Data extract —

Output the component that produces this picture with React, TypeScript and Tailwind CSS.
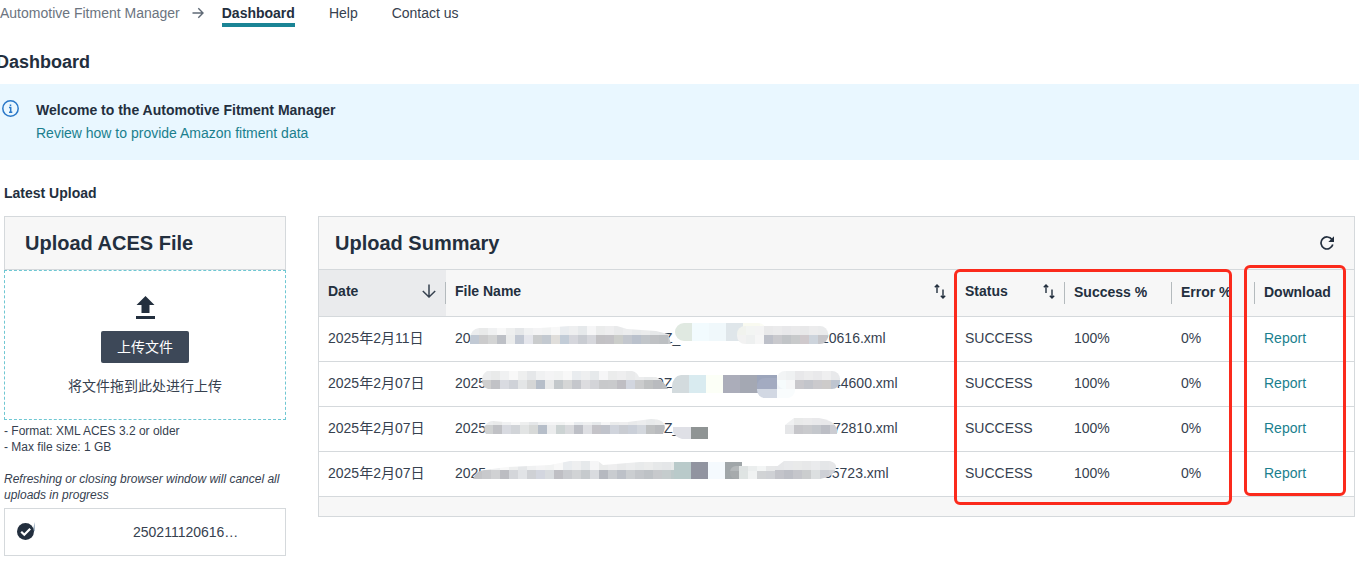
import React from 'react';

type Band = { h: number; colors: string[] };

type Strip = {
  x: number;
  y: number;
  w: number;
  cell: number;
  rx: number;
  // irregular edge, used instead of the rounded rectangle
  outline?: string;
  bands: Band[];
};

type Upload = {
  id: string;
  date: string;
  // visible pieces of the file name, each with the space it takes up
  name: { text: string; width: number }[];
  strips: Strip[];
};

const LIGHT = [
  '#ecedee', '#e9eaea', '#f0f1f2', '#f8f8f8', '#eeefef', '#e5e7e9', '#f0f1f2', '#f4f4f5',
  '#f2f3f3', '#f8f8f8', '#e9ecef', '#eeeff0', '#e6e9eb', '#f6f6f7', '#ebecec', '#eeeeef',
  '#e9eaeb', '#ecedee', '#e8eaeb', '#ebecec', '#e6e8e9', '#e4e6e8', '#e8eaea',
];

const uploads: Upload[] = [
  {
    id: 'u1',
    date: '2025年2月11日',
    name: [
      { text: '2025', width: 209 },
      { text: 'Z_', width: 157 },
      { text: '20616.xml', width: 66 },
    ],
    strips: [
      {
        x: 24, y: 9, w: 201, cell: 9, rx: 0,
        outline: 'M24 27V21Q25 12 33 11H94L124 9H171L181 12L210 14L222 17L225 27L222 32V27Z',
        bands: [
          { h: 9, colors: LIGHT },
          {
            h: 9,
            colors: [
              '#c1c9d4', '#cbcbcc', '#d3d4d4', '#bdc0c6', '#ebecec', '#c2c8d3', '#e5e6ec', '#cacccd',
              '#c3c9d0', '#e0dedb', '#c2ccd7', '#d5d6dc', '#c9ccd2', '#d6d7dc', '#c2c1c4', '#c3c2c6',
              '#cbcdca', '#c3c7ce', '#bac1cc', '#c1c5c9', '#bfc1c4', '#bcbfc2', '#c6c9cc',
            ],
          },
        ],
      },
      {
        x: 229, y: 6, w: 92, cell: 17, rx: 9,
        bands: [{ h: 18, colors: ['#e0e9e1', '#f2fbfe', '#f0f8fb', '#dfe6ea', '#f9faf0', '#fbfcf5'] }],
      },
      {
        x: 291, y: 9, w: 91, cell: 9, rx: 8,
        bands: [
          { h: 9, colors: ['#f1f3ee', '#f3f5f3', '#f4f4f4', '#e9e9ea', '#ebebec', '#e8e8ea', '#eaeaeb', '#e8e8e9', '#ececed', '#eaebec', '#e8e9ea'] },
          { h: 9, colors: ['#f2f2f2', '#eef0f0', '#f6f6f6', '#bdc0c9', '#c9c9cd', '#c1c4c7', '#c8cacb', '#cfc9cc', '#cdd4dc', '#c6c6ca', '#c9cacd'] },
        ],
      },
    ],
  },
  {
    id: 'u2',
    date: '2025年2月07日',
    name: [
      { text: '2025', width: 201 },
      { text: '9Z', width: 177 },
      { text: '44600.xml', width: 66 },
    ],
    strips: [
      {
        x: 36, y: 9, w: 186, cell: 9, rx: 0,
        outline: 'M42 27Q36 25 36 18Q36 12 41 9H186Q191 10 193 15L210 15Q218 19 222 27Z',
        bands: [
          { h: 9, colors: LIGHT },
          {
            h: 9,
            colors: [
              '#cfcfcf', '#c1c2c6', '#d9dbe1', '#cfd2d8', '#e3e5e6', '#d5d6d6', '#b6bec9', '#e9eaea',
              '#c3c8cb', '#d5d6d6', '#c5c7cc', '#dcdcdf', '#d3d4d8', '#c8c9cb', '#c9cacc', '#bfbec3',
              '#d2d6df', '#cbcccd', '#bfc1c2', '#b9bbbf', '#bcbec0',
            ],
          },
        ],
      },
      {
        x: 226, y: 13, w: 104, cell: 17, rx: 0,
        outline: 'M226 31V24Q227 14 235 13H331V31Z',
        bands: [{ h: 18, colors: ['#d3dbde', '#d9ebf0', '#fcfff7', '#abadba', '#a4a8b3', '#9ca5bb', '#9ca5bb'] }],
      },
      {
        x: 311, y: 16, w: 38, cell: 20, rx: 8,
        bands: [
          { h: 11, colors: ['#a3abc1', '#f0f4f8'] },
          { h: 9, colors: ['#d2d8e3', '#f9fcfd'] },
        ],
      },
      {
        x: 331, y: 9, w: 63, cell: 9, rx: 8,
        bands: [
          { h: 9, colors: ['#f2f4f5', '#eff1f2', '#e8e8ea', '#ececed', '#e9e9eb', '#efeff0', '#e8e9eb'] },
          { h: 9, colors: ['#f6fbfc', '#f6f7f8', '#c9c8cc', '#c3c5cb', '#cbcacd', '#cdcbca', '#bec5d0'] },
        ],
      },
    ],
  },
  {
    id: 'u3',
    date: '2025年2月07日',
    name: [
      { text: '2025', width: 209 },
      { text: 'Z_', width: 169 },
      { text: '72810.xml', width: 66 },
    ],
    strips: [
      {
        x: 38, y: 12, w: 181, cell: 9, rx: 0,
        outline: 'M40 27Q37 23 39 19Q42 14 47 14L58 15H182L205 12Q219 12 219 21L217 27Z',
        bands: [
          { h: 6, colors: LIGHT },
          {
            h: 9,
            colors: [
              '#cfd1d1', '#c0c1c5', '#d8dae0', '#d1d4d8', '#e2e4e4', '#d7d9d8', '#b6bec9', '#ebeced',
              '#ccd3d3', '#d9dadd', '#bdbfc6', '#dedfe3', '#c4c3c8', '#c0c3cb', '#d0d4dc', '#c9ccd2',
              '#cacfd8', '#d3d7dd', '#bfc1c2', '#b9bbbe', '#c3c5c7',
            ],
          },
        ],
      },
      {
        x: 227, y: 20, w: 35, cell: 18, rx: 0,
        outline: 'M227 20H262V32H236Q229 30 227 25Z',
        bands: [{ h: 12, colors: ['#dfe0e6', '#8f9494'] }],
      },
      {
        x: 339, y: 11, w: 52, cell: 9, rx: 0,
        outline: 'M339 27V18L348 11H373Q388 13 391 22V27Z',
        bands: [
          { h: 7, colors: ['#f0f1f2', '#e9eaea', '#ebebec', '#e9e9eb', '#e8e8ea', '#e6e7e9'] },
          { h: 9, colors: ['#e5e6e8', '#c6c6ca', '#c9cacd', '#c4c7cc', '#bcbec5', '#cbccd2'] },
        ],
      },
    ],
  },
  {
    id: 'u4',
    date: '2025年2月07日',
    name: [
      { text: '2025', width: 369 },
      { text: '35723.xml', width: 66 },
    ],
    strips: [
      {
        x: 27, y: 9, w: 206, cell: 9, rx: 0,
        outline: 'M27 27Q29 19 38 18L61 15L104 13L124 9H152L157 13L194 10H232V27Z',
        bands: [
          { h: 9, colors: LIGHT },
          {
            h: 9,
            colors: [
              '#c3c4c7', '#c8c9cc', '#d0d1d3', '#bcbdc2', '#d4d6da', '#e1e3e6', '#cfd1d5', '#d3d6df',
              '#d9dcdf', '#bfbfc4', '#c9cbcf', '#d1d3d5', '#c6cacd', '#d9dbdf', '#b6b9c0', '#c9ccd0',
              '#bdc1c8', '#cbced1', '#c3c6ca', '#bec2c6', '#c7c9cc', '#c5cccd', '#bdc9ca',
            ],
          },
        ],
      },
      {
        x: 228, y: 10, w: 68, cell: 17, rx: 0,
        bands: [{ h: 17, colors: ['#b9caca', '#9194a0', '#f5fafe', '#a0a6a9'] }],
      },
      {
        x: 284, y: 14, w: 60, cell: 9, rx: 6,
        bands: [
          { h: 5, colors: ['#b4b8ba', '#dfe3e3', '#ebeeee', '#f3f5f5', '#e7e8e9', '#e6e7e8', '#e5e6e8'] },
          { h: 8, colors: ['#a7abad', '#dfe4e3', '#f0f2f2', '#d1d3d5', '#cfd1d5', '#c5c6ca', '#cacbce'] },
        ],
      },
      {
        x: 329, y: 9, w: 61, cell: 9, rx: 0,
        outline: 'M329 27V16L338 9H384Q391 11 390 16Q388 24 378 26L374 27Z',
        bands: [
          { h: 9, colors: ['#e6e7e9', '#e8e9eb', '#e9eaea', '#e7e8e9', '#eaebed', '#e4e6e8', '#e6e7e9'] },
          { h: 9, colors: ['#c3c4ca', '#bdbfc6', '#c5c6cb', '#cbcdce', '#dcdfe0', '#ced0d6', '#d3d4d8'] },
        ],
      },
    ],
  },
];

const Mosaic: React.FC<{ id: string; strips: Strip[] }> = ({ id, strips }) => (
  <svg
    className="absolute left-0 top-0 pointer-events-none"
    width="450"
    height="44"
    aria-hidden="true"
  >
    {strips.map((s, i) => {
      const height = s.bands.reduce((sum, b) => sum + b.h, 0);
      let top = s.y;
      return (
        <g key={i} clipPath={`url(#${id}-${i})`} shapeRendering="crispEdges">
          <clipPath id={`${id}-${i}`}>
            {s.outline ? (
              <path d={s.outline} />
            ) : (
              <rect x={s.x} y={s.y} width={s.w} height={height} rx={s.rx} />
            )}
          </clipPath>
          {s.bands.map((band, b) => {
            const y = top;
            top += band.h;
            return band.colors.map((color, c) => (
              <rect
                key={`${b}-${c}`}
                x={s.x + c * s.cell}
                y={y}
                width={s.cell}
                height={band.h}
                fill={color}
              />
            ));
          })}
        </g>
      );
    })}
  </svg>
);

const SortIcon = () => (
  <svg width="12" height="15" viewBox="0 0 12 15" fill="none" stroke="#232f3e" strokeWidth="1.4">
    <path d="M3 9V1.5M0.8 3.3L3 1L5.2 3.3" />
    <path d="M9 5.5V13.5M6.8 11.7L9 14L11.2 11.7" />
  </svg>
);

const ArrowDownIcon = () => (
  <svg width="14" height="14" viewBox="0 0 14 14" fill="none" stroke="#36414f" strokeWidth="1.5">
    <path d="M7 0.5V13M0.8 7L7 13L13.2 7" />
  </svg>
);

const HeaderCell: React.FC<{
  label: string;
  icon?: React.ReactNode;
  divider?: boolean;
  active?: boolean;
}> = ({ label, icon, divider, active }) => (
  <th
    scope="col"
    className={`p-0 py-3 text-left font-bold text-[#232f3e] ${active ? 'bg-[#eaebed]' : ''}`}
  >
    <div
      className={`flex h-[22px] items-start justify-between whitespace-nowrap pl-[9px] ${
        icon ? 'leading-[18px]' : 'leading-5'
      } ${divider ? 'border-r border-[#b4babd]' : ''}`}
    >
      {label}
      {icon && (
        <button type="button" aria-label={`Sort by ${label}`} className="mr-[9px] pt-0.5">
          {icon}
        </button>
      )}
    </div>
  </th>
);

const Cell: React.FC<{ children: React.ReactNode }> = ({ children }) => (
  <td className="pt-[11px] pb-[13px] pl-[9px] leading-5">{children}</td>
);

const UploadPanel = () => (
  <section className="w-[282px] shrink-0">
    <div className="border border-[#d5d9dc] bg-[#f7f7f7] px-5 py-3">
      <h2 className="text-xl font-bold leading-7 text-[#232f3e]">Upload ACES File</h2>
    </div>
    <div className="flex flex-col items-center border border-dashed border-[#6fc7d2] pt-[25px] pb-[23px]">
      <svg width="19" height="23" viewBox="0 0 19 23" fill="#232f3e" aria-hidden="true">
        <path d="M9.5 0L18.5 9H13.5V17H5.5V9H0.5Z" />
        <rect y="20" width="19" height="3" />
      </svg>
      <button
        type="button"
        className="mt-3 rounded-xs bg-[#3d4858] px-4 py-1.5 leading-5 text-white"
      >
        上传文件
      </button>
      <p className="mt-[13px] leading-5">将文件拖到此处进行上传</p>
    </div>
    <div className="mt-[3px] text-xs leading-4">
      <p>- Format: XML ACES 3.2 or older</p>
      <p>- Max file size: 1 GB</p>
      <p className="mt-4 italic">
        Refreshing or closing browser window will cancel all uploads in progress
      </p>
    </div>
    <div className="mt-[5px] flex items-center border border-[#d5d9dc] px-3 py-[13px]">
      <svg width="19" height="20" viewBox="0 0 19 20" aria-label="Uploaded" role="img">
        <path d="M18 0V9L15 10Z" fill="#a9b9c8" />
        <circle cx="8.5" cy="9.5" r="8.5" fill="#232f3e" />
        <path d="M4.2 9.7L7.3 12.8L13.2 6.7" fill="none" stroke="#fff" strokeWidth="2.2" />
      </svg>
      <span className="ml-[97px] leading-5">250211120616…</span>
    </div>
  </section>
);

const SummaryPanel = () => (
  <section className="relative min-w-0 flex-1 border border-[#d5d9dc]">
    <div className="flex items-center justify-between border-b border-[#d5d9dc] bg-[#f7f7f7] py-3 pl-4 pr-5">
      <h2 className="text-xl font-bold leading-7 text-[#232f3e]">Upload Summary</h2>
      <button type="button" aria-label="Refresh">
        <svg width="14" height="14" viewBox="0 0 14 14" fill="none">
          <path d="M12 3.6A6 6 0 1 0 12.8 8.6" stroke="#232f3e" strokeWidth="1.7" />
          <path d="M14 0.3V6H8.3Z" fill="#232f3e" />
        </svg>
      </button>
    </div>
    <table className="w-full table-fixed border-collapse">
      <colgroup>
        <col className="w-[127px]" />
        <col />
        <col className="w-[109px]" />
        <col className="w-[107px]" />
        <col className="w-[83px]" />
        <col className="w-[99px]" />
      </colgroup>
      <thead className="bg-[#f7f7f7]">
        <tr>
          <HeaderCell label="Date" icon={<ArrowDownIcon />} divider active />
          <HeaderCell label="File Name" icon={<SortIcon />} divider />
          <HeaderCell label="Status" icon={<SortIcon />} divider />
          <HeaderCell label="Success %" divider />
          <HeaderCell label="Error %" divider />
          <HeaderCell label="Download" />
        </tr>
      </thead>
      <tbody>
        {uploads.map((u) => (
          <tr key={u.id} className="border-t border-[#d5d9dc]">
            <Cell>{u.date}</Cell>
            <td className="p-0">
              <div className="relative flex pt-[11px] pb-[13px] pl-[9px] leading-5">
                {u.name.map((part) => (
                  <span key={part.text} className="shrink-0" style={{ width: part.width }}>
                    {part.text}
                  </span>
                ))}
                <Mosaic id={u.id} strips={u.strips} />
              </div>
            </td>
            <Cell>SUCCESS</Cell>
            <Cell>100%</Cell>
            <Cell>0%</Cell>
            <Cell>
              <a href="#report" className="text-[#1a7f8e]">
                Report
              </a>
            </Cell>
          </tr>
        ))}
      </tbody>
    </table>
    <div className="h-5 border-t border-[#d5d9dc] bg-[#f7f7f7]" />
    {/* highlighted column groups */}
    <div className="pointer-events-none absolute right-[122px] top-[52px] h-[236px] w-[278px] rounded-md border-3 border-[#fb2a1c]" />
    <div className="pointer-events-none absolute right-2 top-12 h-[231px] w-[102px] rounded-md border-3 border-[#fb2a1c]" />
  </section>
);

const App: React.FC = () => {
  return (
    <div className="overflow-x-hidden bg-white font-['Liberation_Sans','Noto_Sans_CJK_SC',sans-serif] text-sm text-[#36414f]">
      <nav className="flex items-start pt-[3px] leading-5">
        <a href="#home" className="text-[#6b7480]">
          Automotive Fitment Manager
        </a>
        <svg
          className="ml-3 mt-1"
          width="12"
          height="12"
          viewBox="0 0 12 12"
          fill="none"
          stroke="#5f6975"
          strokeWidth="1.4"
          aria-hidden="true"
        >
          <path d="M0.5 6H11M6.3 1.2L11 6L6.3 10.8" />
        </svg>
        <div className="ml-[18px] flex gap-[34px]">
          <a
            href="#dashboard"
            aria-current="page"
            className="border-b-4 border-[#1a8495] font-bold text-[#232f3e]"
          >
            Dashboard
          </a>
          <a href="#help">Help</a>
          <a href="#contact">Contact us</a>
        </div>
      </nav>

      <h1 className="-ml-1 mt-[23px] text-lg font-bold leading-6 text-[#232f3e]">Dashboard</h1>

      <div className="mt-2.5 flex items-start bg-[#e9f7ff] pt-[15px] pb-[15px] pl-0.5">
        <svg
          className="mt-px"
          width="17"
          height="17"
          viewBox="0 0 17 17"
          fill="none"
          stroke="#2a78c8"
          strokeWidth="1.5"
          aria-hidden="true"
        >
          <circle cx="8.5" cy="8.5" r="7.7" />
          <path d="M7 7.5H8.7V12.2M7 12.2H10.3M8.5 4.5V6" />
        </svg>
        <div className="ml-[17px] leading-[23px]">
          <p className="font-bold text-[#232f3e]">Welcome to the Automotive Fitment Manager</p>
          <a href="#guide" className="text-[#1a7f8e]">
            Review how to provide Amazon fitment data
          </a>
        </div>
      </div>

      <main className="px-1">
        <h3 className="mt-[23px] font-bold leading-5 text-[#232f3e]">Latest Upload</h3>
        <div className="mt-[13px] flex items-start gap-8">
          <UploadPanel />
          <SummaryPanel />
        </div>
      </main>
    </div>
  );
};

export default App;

Exercise task — Restate each line from the start of the listing through the line bearing "number; colors: string[]" word for word. Drop the pictures.

Exercise answer —
Output the component that produces this picture with React, TypeScript and Tailwind CSS.
import React from 'react';

type Band = { h: number; colors: string[] };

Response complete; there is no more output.